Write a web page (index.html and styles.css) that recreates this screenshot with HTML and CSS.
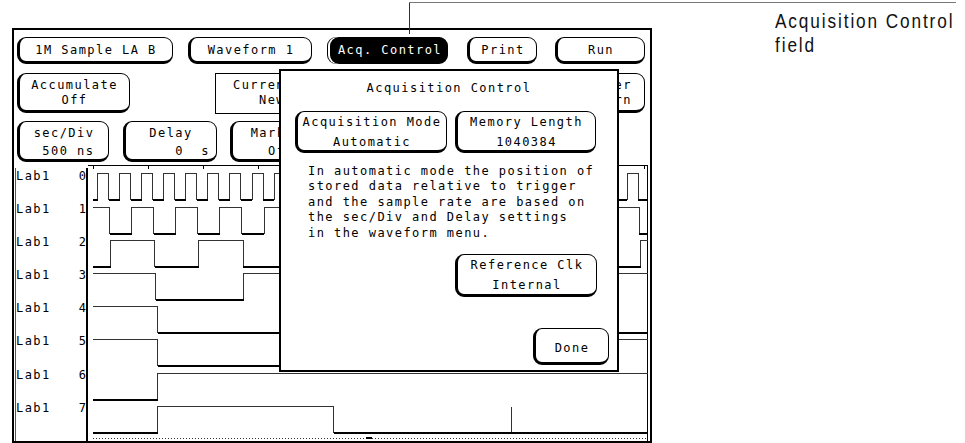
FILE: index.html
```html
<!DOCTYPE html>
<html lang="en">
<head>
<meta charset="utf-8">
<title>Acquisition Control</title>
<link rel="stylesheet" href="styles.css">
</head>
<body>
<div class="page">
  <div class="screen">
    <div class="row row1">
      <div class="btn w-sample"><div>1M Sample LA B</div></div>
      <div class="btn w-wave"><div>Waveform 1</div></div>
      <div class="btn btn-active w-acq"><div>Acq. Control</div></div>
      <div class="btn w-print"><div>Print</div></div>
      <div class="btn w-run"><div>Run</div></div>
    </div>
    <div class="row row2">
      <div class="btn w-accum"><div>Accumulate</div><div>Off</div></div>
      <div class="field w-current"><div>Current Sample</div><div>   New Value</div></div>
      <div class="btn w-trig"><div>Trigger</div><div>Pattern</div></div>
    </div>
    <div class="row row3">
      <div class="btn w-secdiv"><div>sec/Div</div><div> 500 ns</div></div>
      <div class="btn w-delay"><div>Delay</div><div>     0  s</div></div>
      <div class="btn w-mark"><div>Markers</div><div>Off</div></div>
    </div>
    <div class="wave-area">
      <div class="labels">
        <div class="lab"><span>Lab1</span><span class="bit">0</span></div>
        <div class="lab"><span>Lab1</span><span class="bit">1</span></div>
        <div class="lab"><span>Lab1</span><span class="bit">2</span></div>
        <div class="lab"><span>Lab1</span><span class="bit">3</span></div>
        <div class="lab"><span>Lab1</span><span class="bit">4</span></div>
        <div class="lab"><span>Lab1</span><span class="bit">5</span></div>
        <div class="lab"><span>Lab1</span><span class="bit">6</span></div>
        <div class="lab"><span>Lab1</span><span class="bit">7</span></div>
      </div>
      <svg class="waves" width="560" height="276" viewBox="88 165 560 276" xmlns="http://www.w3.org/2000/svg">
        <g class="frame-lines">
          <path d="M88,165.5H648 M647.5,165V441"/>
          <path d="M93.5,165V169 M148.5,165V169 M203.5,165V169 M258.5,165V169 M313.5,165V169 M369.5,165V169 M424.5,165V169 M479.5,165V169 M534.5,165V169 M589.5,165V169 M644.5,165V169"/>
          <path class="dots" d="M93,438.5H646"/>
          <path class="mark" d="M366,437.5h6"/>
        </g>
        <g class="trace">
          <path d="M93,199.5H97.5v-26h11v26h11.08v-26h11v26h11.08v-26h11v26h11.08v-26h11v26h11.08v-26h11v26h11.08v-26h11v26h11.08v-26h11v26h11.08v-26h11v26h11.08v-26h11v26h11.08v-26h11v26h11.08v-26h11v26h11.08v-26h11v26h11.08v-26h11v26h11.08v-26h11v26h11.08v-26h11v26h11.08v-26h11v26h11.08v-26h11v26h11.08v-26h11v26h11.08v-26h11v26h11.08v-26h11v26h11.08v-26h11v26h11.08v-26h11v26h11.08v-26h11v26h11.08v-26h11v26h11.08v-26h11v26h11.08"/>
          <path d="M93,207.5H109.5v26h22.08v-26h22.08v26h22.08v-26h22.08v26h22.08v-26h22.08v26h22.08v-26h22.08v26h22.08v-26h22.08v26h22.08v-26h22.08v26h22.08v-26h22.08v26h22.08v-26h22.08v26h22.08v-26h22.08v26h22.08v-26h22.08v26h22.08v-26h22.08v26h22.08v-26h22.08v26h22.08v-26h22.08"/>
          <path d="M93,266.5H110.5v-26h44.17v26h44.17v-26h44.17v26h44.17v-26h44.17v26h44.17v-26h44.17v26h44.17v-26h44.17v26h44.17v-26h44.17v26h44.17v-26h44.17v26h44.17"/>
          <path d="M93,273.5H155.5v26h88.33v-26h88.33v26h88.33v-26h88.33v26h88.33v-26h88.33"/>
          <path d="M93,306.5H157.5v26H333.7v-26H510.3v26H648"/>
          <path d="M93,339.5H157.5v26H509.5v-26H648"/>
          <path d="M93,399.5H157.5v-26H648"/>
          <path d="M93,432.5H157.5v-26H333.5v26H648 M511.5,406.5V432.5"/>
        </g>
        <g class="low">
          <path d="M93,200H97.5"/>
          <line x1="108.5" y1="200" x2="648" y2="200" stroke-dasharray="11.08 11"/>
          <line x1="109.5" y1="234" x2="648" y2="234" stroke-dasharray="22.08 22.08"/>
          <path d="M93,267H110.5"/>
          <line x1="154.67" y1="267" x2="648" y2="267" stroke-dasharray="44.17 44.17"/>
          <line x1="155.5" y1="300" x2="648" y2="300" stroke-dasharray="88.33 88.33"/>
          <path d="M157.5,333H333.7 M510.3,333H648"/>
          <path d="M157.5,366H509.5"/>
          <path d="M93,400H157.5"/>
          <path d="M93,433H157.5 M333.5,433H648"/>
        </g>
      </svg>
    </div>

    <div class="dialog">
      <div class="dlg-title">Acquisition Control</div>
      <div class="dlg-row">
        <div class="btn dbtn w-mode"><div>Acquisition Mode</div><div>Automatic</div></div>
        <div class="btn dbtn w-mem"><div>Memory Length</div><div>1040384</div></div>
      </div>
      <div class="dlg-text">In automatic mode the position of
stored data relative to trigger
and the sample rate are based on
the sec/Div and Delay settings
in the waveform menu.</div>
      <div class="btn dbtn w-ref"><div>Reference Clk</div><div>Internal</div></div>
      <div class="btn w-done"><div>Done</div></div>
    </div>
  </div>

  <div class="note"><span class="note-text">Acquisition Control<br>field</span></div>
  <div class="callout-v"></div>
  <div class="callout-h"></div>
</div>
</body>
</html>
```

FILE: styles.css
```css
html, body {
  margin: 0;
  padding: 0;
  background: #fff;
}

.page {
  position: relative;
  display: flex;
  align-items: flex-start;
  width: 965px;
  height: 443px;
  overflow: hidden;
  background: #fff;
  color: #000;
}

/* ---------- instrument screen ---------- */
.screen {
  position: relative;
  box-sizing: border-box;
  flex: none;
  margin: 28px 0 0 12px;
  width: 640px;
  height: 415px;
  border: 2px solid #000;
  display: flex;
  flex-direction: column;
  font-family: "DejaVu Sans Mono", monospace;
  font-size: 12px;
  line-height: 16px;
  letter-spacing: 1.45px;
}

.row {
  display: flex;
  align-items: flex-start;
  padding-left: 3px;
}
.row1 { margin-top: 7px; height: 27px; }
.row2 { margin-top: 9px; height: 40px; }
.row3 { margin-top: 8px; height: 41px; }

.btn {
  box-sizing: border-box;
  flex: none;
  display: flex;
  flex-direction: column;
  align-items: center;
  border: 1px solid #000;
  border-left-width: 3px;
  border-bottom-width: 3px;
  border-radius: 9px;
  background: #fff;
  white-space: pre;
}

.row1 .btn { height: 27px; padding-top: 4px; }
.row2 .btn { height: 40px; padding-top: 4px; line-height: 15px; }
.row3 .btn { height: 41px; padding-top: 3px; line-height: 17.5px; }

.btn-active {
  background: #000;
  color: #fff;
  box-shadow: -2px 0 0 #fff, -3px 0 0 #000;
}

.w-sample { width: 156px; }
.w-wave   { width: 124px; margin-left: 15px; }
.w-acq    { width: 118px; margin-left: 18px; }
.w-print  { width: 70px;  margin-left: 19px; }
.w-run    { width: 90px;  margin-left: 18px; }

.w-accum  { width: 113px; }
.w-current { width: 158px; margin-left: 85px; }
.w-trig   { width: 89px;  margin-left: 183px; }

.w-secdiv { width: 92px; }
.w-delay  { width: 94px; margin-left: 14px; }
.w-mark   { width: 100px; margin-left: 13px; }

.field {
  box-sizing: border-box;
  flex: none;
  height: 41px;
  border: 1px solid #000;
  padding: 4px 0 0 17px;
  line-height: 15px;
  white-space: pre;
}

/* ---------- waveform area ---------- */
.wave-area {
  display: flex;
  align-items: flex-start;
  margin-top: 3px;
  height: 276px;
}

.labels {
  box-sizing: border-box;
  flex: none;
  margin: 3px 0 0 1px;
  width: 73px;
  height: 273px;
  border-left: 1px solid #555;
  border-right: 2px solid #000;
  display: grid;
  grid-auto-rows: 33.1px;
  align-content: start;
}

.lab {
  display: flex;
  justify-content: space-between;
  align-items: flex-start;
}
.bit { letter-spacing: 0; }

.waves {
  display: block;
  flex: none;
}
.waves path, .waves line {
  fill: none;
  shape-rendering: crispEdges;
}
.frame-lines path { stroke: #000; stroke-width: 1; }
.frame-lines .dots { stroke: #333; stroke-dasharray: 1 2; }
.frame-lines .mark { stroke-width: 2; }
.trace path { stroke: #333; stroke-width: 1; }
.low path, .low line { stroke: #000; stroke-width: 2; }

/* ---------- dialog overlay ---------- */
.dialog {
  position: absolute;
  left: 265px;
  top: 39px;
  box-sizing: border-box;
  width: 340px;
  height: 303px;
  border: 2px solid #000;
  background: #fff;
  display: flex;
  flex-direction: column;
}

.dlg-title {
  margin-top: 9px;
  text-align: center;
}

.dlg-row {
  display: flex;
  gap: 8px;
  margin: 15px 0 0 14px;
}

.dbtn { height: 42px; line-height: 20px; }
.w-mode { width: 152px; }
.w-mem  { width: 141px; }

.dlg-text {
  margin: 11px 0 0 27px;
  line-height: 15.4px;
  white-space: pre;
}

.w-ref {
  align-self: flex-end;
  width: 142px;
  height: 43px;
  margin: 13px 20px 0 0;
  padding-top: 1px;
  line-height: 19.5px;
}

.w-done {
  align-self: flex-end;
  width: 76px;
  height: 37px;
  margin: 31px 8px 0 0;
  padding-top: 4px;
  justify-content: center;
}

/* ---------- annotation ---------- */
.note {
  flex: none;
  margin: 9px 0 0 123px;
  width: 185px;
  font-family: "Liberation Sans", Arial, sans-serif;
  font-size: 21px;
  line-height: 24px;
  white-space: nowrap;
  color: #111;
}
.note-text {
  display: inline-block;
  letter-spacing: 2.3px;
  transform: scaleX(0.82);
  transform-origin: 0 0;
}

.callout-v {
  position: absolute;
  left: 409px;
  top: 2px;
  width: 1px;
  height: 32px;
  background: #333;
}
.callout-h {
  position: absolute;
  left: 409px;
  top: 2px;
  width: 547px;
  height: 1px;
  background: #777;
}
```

⁂

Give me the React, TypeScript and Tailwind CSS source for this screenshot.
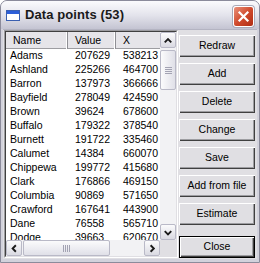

⁂

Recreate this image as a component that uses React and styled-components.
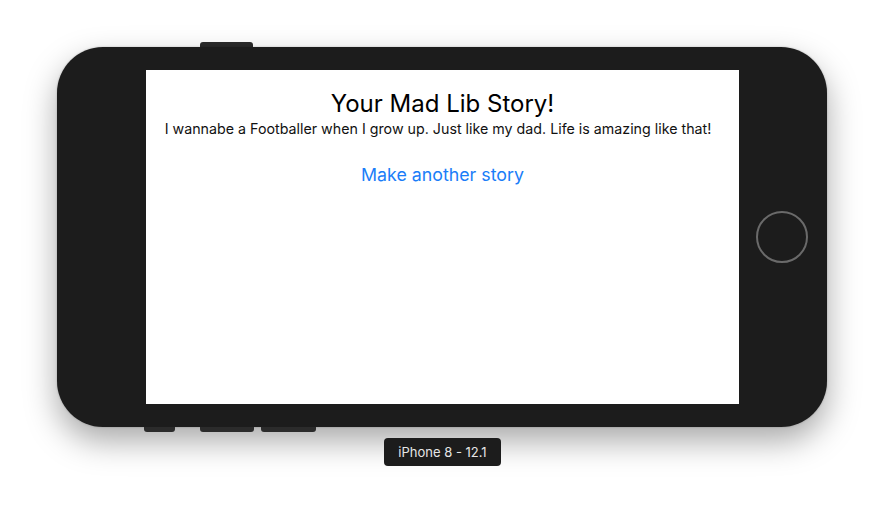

⁂

*Short problem*: Out of the records, collect only those lines that contain the string "page".

*Solved problem*:
Write a web page (index.html and styles.css) that recreates this screenshot with HTML and CSS.
<div class="page">
.page {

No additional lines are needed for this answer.